Data for this task >>
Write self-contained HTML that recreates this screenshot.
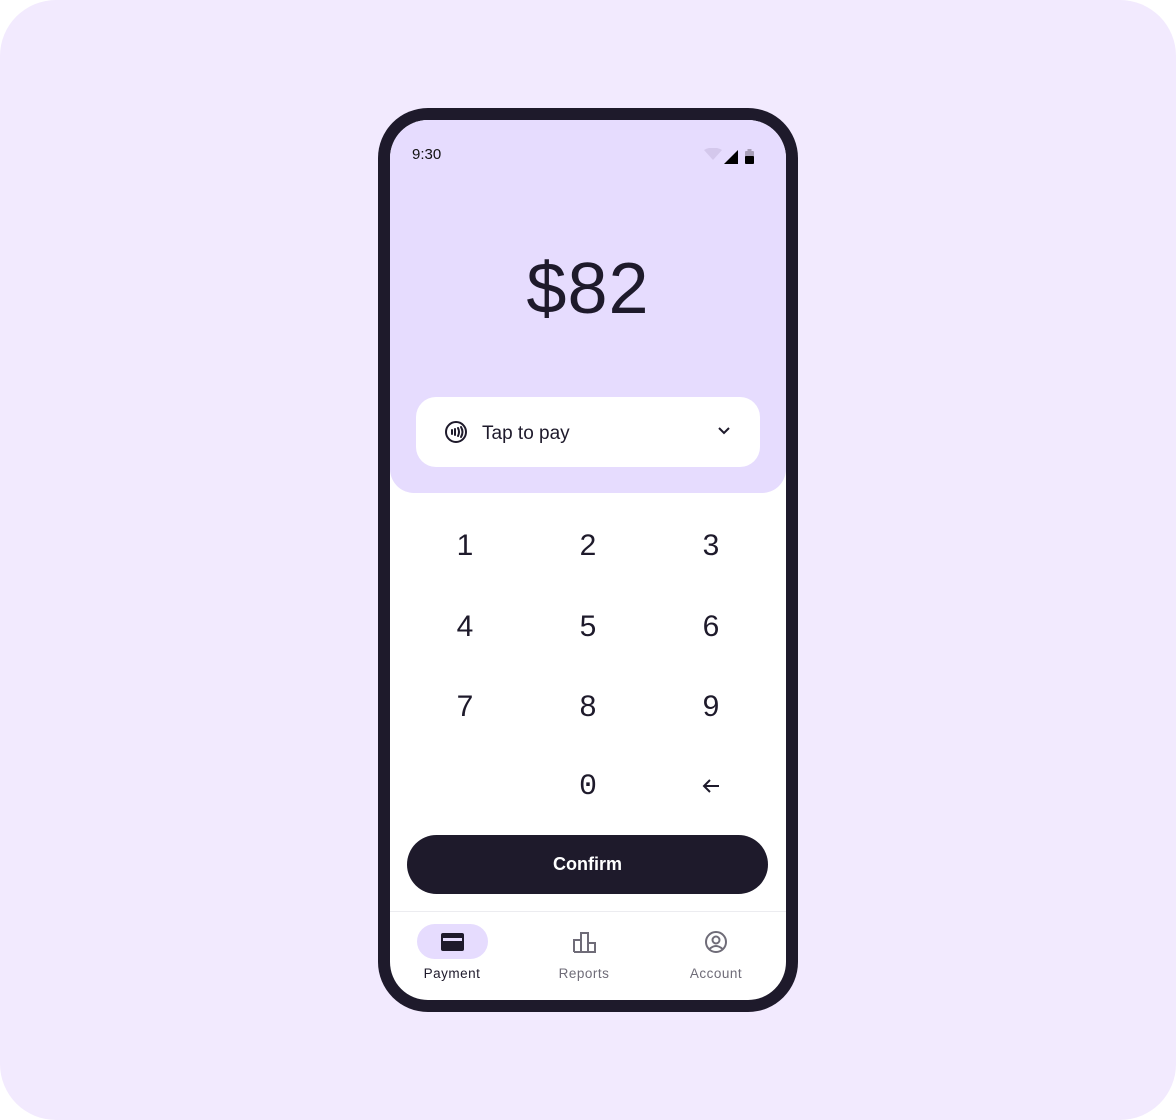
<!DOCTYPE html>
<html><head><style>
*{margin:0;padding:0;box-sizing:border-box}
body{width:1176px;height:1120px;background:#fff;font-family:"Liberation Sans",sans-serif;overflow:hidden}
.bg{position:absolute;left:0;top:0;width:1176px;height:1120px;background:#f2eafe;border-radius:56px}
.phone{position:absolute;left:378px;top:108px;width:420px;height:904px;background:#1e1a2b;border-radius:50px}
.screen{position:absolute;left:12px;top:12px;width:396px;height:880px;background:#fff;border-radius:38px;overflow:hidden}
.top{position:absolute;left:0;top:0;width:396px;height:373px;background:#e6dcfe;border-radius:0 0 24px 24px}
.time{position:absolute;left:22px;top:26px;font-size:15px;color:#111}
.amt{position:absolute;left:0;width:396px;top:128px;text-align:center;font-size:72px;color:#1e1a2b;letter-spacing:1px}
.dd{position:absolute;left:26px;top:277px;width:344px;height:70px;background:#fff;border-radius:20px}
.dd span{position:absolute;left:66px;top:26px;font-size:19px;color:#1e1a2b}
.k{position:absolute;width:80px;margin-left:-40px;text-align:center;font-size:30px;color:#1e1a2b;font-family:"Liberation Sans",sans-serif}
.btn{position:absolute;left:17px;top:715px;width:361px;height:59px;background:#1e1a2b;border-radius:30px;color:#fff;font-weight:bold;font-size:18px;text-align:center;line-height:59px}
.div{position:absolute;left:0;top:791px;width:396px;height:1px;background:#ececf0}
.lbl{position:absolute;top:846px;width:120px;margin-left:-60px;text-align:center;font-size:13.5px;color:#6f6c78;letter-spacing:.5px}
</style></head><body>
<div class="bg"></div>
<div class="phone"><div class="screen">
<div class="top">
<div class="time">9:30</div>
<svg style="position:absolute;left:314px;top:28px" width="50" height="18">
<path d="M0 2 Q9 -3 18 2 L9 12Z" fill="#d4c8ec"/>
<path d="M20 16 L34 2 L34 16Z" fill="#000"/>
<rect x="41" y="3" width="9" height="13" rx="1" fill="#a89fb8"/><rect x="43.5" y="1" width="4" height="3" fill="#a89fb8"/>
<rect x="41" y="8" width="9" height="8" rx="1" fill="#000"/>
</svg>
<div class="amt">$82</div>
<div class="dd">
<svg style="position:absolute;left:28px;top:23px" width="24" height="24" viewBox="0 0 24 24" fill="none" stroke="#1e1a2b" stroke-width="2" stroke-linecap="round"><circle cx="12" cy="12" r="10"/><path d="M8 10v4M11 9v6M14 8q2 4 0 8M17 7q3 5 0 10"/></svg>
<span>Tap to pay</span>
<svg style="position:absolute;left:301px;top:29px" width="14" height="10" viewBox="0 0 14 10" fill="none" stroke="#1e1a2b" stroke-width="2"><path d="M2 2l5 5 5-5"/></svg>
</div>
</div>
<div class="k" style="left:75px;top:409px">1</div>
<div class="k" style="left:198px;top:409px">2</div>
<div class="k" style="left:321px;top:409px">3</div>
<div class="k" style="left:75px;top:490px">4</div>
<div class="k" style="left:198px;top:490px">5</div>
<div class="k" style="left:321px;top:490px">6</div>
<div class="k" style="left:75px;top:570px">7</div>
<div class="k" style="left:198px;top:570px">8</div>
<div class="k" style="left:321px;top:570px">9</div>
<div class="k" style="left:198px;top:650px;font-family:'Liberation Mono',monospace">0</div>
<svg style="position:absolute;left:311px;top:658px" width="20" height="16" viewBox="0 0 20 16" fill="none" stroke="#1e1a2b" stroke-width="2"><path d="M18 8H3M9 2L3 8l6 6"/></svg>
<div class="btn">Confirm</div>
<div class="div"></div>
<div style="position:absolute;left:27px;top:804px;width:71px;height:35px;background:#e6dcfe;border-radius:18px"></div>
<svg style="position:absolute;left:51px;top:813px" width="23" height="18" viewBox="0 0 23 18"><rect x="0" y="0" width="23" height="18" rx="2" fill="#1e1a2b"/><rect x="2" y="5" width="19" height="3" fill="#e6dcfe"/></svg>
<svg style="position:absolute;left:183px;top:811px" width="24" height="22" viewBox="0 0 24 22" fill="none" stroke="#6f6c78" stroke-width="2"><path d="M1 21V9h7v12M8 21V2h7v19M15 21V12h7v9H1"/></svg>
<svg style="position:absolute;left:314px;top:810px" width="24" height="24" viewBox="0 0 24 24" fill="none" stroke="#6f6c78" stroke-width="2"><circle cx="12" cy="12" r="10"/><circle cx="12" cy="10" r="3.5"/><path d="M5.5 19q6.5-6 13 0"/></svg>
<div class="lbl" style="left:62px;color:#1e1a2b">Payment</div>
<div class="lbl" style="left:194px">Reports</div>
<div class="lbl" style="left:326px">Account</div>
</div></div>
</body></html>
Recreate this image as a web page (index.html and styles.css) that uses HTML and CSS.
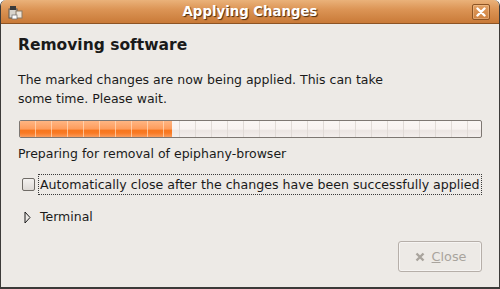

Given exercise >>
Exclude the pictures. Write out the remaining data exactly.

Answer below >>
Write self-contained HTML that recreates this screenshot.
<!DOCTYPE html>
<html><head><style>
*{margin:0;padding:0;box-sizing:border-box}
body{width:1176px;height:1120px;background:#fff;font-family:"Liberation Sans",sans-serif;overflow:hidden}
.bg{position:absolute;left:0;top:0;width:1176px;height:1120px;background:#f2eafe;border-radius:56px}
.phone{position:absolute;left:378px;top:108px;width:420px;height:904px;background:#1e1a2b;border-radius:50px}
.screen{position:absolute;left:12px;top:12px;width:396px;height:880px;background:#fff;border-radius:38px;overflow:hidden}
.top{position:absolute;left:0;top:0;width:396px;height:373px;background:#e6dcfe;border-radius:0 0 24px 24px}
.time{position:absolute;left:22px;top:26px;font-size:15px;color:#111}
.amt{position:absolute;left:0;width:396px;top:128px;text-align:center;font-size:72px;color:#1e1a2b;letter-spacing:1px}
.dd{position:absolute;left:26px;top:277px;width:344px;height:70px;background:#fff;border-radius:20px}
.dd span{position:absolute;left:66px;top:26px;font-size:19px;color:#1e1a2b}
.k{position:absolute;width:80px;margin-left:-40px;text-align:center;font-size:30px;color:#1e1a2b;font-family:"Liberation Sans",sans-serif}
.btn{position:absolute;left:17px;top:715px;width:361px;height:59px;background:#1e1a2b;border-radius:30px;color:#fff;font-weight:bold;font-size:18px;text-align:center;line-height:59px}
.div{position:absolute;left:0;top:791px;width:396px;height:1px;background:#ececf0}
.lbl{position:absolute;top:846px;width:120px;margin-left:-60px;text-align:center;font-size:13.5px;color:#6f6c78;letter-spacing:.5px}
</style></head><body>
<div class="bg"></div>
<div class="phone"><div class="screen">
<div class="top">
<div class="time">9:30</div>
<svg style="position:absolute;left:314px;top:28px" width="50" height="18">
<path d="M0 2 Q9 -3 18 2 L9 12Z" fill="#d4c8ec"/>
<path d="M20 16 L34 2 L34 16Z" fill="#000"/>
<rect x="41" y="3" width="9" height="13" rx="1" fill="#a89fb8"/><rect x="43.5" y="1" width="4" height="3" fill="#a89fb8"/>
<rect x="41" y="8" width="9" height="8" rx="1" fill="#000"/>
</svg>
<div class="amt">$82</div>
<div class="dd">
<svg style="position:absolute;left:28px;top:23px" width="24" height="24" viewBox="0 0 24 24" fill="none" stroke="#1e1a2b" stroke-width="2" stroke-linecap="round"><circle cx="12" cy="12" r="10"/><path d="M8 10v4M11 9v6M14 8q2 4 0 8M17 7q3 5 0 10"/></svg>
<span>Tap to pay</span>
<svg style="position:absolute;left:301px;top:29px" width="14" height="10" viewBox="0 0 14 10" fill="none" stroke="#1e1a2b" stroke-width="2"><path d="M2 2l5 5 5-5"/></svg>
</div>
</div>
<div class="k" style="left:75px;top:409px">1</div>
<div class="k" style="left:198px;top:409px">2</div>
<div class="k" style="left:321px;top:409px">3</div>
<div class="k" style="left:75px;top:490px">4</div>
<div class="k" style="left:198px;top:490px">5</div>
<div class="k" style="left:321px;top:490px">6</div>
<div class="k" style="left:75px;top:570px">7</div>
<div class="k" style="left:198px;top:570px">8</div>
<div class="k" style="left:321px;top:570px">9</div>
<div class="k" style="left:198px;top:650px;font-family:'Liberation Mono',monospace">0</div>
<svg style="position:absolute;left:311px;top:658px" width="20" height="16" viewBox="0 0 20 16" fill="none" stroke="#1e1a2b" stroke-width="2"><path d="M18 8H3M9 2L3 8l6 6"/></svg>
<div class="btn">Confirm</div>
<div class="div"></div>
<div style="position:absolute;left:27px;top:804px;width:71px;height:35px;background:#e6dcfe;border-radius:18px"></div>
<svg style="position:absolute;left:51px;top:813px" width="23" height="18" viewBox="0 0 23 18"><rect x="0" y="0" width="23" height="18" rx="2" fill="#1e1a2b"/><rect x="2" y="5" width="19" height="3" fill="#e6dcfe"/></svg>
<svg style="position:absolute;left:183px;top:811px" width="24" height="22" viewBox="0 0 24 22" fill="none" stroke="#6f6c78" stroke-width="2"><path d="M1 21V9h7v12M8 21V2h7v19M15 21V12h7v9H1"/></svg>
<svg style="position:absolute;left:314px;top:810px" width="24" height="24" viewBox="0 0 24 24" fill="none" stroke="#6f6c78" stroke-width="2"><circle cx="12" cy="12" r="10"/><circle cx="12" cy="10" r="3.5"/><path d="M5.5 19q6.5-6 13 0"/></svg>
<div class="lbl" style="left:62px;color:#1e1a2b">Payment</div>
<div class="lbl" style="left:194px">Reports</div>
<div class="lbl" style="left:326px">Account</div>
</div></div>
</body></html>
Recreate this image as a web page (index.html and styles.css) that uses HTML and CSS.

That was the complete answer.